Surereplica
After months of eagerly waiting to post about new features in Veeam Backup & Replication v7, I can finally go ahead. If you read through my blog post you will notice that I love to talk about Surebackup as I think we take a very interesting approach on how we separate the isolated network and the production network.One of the new features in v7 is the Surereplica. I think it is a great features and has great benefits:
- You will be able to test to Replica's at the other side and see if they work successfully. Again another checkbox that can be checked in your DR plan automatically.
- More interesting is the fact that you will be able to use to resource at the other side as a test environment. The great thing is that the storage at the other side will probably be a copy or has similar storage performance specifics so that your lab runs at the same speed as the VMs in production. It will also allow you to create bigger sandboxes. In which case you could even use replica's just to create lab environments (replicating maybe only once a month or manually to refresh the latest data). Not specifically for DR scenarios.
One challenge with this setup is of course that not all replica's may land on the same ESXi host. In v6.5 this would have been a problem as a virtual lab (and then specifically the network part is created only one ESXi host)
In v7, specifically we have added the Multi host setup. Instead of creating the lab on vSwitch, you will need to have a dvSwitch in place (which you will be able to select during setup as shown below)
Now one of the tricky parts is that a dvSwitch has uplinks of course. This is good so that the VM's on different host will be able to talk to eachother. One tricky part, however is the vlan part now.
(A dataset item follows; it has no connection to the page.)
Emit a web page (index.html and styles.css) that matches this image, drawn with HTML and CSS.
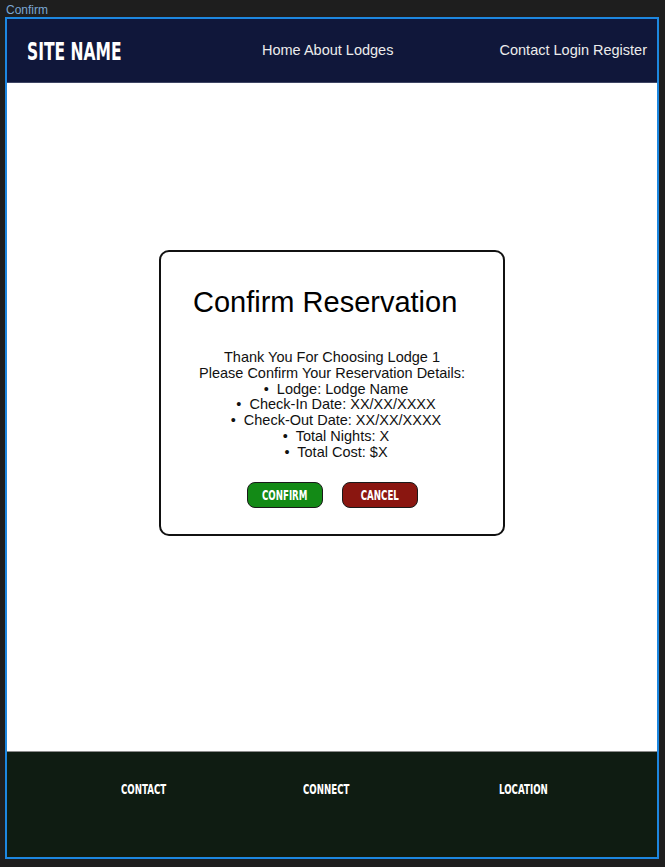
FILE: index.html
```html
<!DOCTYPE html>
<html lang="en">
<head>
<meta charset="utf-8">
<title>Confirm</title>
<link rel="stylesheet" href="styles.css">
</head>
<body>
<div class="label">Confirm</div>
<div class="frame">
  <header class="header">
    <div class="brand"><span class="cond">SITE NAME</span></div>
    <nav class="nav-main">Home About Lodges</nav>
    <nav class="nav-user">Contact Login Register</nav>
  </header>
  <main class="main">
    <section class="modal">
      <h1 class="modal-title">Confirm Reservation</h1>
      <div class="modal-body">
        <p>Thank You For Choosing Lodge 1</p>
        <p>Please Confirm Your Reservation Details:</p>
        <p class="item">&bull;&nbsp; Lodge: Lodge Name</p>
        <p class="item">&bull;&nbsp; Check-In Date: XX/XX/XXXX</p>
        <p class="item">&bull;&nbsp; Check-Out Date: XX/XX/XXXX</p>
        <p class="item">&bull;&nbsp; Total Nights: X</p>
        <p class="item">&bull;&nbsp; Total Cost: $X</p>
      </div>
      <div class="actions">
        <button class="btn btn-confirm"><span class="cond">CONFIRM</span></button>
        <button class="btn btn-cancel"><span class="cond">CANCEL</span></button>
      </div>
    </section>
  </main>
  <footer class="footer">
    <div class="foot-col"><span class="cond">CONTACT</span></div>
    <div class="foot-col"><span class="cond">CONNECT</span></div>
    <div class="foot-col"><span class="cond">LOCATION</span></div>
  </footer>
</div>
</body>
</html>
```
FILE: styles.css
```css
html, body {
  margin: 0;
  padding: 0;
  background: #1e1e1e;
  font-family: "Liberation Sans", Arial, sans-serif;
}
.label {
  height: 17px;
  padding-left: 6px;
  font-size: 12px;
  line-height: 21px;
  color: #7aa6d2;
}
.frame {
  margin-left: 5px;
  width: 650px;
  height: 838px;
  border: 2px solid #1d87e0;
  display: flex;
  flex-direction: column;
  background: #ffffff;
}
.cond {
  display: inline-block;
  font-family: "DejaVu Sans", sans-serif;
  font-weight: bold;
  transform: scaleX(0.62);
  transform-origin: left center;
}
.header {
  height: 63px;
  flex: none;
  background: #10173a;
  border-bottom: 1px solid #3e4564;
  display: grid;
  grid-template-columns: 235px 1fr auto;
  align-items: center;
  padding: 0 10px 0 20px;
  color: #ececec;
}
.brand {
  font-size: 25px;
  color: #ffffff;
  padding-top: 2px;
  white-space: nowrap;
}
.nav-main, .nav-user {
  font-size: 14.5px;
  padding-bottom: 2px;
}
.main {
  flex: 1;
  display: flex;
  justify-content: center;
  align-items: flex-start;
  padding-top: 167px;
}
.modal {
  width: 342px;
  height: 282px;
  border: 2px solid #111111;
  border-radius: 10px;
}
.modal-title {
  margin: 32px 0 0 32px;
  font-size: 29px;
  font-weight: normal;
  line-height: 36px;
  color: #000;
}
.modal-body {
  margin-top: 30px;
  text-align: center;
  font-size: 14.5px;
  line-height: 15.8px;
  color: #111;
}
.modal-body p {
  margin: 0;
}
.modal-body .item {
  padding-left: 8px;
}
.actions {
  display: flex;
  justify-content: center;
  gap: 19px;
  margin-top: 21px;
}
.btn {
  width: 76px;
  height: 26px;
  border-radius: 8px;
  border: 1px solid #1a1a1a;
  color: #ffffff;
  font-size: 14px;
  padding: 0;
  white-space: nowrap;
  display: flex;
  align-items: center;
  justify-content: center;
}
.btn .cond {
  transform-origin: center center;
  margin: 0 -16px;
}
.btn-confirm {
  background: #138a16;
}
.btn-cancel {
  background: #8a1610;
}
.footer {
  height: 106px;
  flex: none;
  background: #0f1c12;
  border-top: 1px solid #8c8c8c;
  display: grid;
  grid-template-columns: 182px 196px auto;
  padding-left: 114px;
  padding-top: 29px;
  box-sizing: border-box;
  color: #ffffff;
  font-size: 14px;
  white-space: nowrap;
}
```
If you have a single host setup the vlan for the isolated network does not really matter as the switch has no uplinks so you won't connect it to production anyway. With multi host setup you need to watch out as you will have uplinks
- For every isolated network, make sure that you use a VLAN ID that is not in use in production
- Make sure your physical switch knows this VLAN and are forwarding the packets from one ESXi host to another.
Other then that, the setup is similar. Portgroups will be created automatically on the dvSwitch with correct VLAN ID.
Surebackup and Multi Host
So interesting question came in my mailbox this week. Can I use Multi host for surebackup as well. First thought was, yes of course you can. Then it hit me. You can not select the cluster for a virtual lab. So although the network is multi host, instant VM recovery will always be done to one host. It's the host you selected during vlab creation.
So I thought during testing, why not try to vMotion VMs as they are powered on. Well it turns out there are a few things you need to take into account.
- Make sure that vPower is mounted on all your ESXi hosts. You can do this manually or initiate an Instant VM Recovery to every individual Host. To do this manually check out http://www.veeam.com/kb1055
- When you backup a VM make sure all cdrom and floppies are disconnected. This avoid having local "cdroms" connected. This is a best practice for VMware environments anyway.
- vMotion with snapshots should work starting from vSphere 4.0 http://kb.vmware.com/kb/1035550
- Make sure your I/O redirection datastore is a shared one and all your ESXi hosts have mounted it.
If you start the surebackup job the VM's will be started on the selected ESXi host. However if you setup DRS to balance your cluster, the VMs will be balanced automatically if they are vmotionable (I'm not sure it is a word but ok :)). If you are actually working in a totally seperated lab environments, this might be one of those times that you want to change the recommendation settings of DRS so that balancing will be done faster
Then when you fire up your lab you should see this happen if the load is getting to high on your initial ESXi server.
If it does not, just try a manual vMotion to check why the system is not able to do a vMotion.